Monday 19 December 2011

December 19 | AA 12 Steps In Action |

December 19 | AA 12 Steps In Action |







In the world of fierce competition, work hard play hard were the touchstones. Wine women and song seemed to be the answer, until it turned into vodka, isolation and misery. Now in fellowship, loving and cherishing women and singing occasionally. Enduring friendships with men and women prevail and I never say never to one special love again. Open to life and open to love, be loved and… just for today…



Dear higher power, a friend of mine did the chair last night. He shared his journey, AA for sobriety and then the lid came off, what now? A journey: into mysticism, religion and philosophy by a great intellect. Enlightenment came; AA is for emotional and spiritual living. Feeling able to cope with reality, to love and be loved, useful for today. A whole day with freedom to choose…



When the game is up, the job is lost and those around us know, I don’t feel anonymity helps. It can keep us shut and locked into shame and guilt. Anonymity in fellowship is there to keep us safe long term yes, maybe? Sobriety is a key to unlocking the door to everything where outside help is often very necessary…



DonInLondon 2005-2010



December 19 2010 ~ forgive everyone everything and then I can be forgiving towards myself. And yes there are consequences to everything I have done and may do. If I am unable to forgive myself, my self-prejudice will lead to prejudice against others. No blame, no shame keeps me sober and learning today, consequences always...





December 19 2010 ~ secrets keep us stuck in the dark, shame and guilt. Even now I can feel the need to bend the truth, elaborate on the mundane, make my story bigger or smaller to illustrate a point. If and when I do this, I feel the cold ice of fear creep into my bones. Courage, faith and confidence in truth keeps me on track today...

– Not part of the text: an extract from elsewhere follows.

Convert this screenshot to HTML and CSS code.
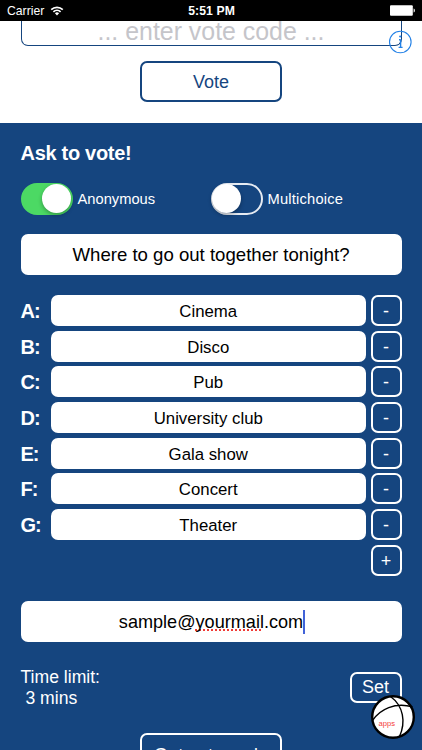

UNDERSTANDING THE MALADY when dealing with an alcoholic, there may be a natural annoyance that a man could be so weak, stupid and irresponsible. Even when you understand the malady better, you may feel this feeling rising. ALCOHOLICS ANONYMOUS, p. 139



Having suffered from alcoholism, I should understand the illness, but sometimes I feel annoyance, even contempt, toward a person who cannot make it in A.A. When I feel that way, I am satisfying my false sense of superiority and I must remember, but for the grace of God, there go I.